Thursday, January 5, 2012

2010, 2011, 2012, 2013, What's the difference?

English


As I lingered on Facebook, Twitter and the blogosphere last night, the scene of a Turkish soap appeared on the TV screen a few meters away from me. A little boy and a woman are in a corridor of what seems to be a school. I was not paying real attention but I noticed the woman crying as she walked away from the boy. The music was cheesy, the acting nauseating and the whole scene hardly mediocre. Then I heard the boy's little Syrian-dubbed* voice which makes the acting look even worse (if that is possible) cry "Mama, don't leave me Mama". But the mother left anyway, abandoning her son standing there in what we understood to be an orphanage (or something like that). 

And I burst into tears. It could have been the worst drama for television ever and yet, I cried. This third trimester is making me even more hormonal than usual it seems. I keep crying for nothing. And everything.

* Turkish drama series are currently very popular in the Arab world. The Arabic versions are dubbed in Syria, in modern Syrian dialect and accent. 

  
Rouba Abouzeid
I'll be blunt: 2011 was a bitch. Ditching it with no regret. 2012, I'm warning you: You better make it up to us! Be good!
 ·  ·  · December 31, 2011 at 5:56pm near Hamra, Beyrouth

Source

Things have not been easy these past couple of years. From loosing pregnancies to loosing loved ones, most of whom were way too young to leave, I must say no new year celebration was about to make me perky any more. 

It feels like we are just counting the days now. And praying the last tragedy remains exactly that: the last. 

Back in college, when I used to feel blue, I would sit on one of the benches facing the nursery in our campus. Children will always warm hearts. They can make you feel good instantly. They can halt time for a little while and turn everything brighter. 

Mia has that magical power too.

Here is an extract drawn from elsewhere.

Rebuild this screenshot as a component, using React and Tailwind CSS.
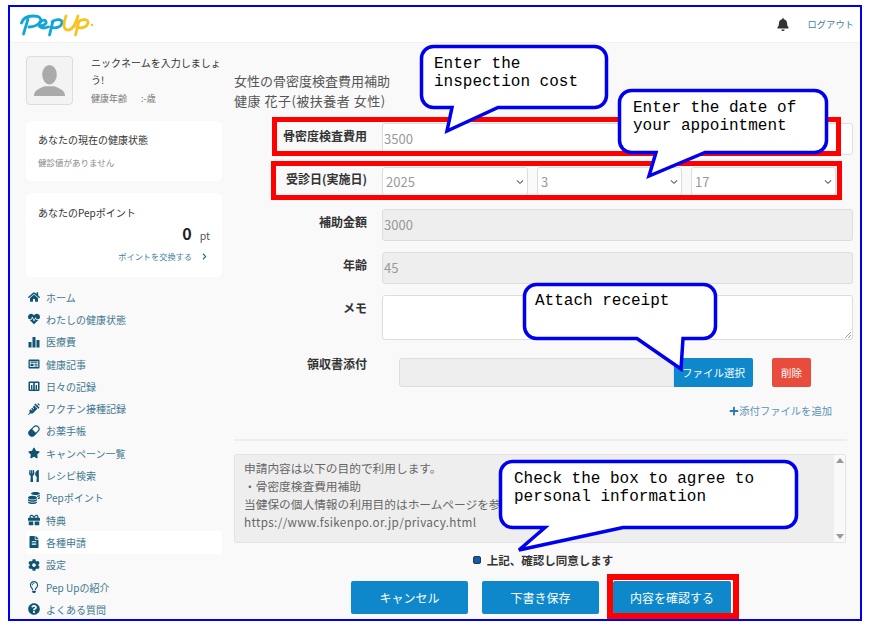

And I am so grateful for her. 

But what do you do when pain is so excruciating, it becomes immune, even to the purest magic there is?

I recently learnt a dear friend of mine lost her husband some time in December 2010. It was around the holidays and I had just given birth. Living in different countries did not make it easy keeping in touch at such chaotic times and I am ashamed to say I only heard about her affliction a few weeks ago in the cruelest of accidents. I was greeting her and her family on the holidays, and asked her to pass my sincere regards to her husband. 

She would not speak. She simply could not. I had to find out from her sister. And I could not bring myself to ask for details because I knew she was due to give birth around that same time in 2010 and it is very possible her daughter never met her dad. I will probably know soon enough. I am not sure I want to. Not that it would change anything in that little girl's life anyway. 

Tragic would be an understatement to describe what happened to this family.

The few words this woman speaks, her silences, everything about her is heartbreaking. She cannot find any meaning in the midst of all this absurdity. She cannot find a reason for her senseless existence. Even though she has three beautiful children, God Bless them. Whom she loves more than life itself. And yet, even a year later, these wonderful blessings cannot begin to fill the void in her heart and her life. She is empty. Simply.

How can she cope? 

How can she bring herself to live?

Grieving.

Living.

Nothing makes sense.

And nothing matters, really.

Life is nothing but that fragile tease that we all get stuck with without our consent and which is taken away from us in that same selfish way.

I was always certain the hardest challenge in life was to be able to adjust to the people around us. It turns out, it is even harder to adjust to those who are not there. 

And so these days, I have been remembering loved ones. Beautiful souls who departed before their time. Touching lives brought to an end abruptly. Cruelly.  

And so these days, I have been crying a little. 

So this one is for you... Jeddo, Teta, Sayoudeh, Ziad, Saadeh, Hussam, Fadi, Ghassan, Yasser, Naddouza, Wassim and all the others we were forced to say goodbye to throughout the years. 

This one is also for those left behind. Us. Our pain. A friend of mine wrote a beautifully dolorous tribute to her late mother a few days ago. I would like to share it with you here because these days, I feel a little like her. Isn't it ironic how all human beings are equal in suffering?


They say the holidays are the toughest and most depressing times in a year. Apparently it is when sadness manages to take over the most. 

It will pass. 

Everything passes, eventually.


Still hoping for a wonderful 2012 and wishing everyone good health and love in abundance!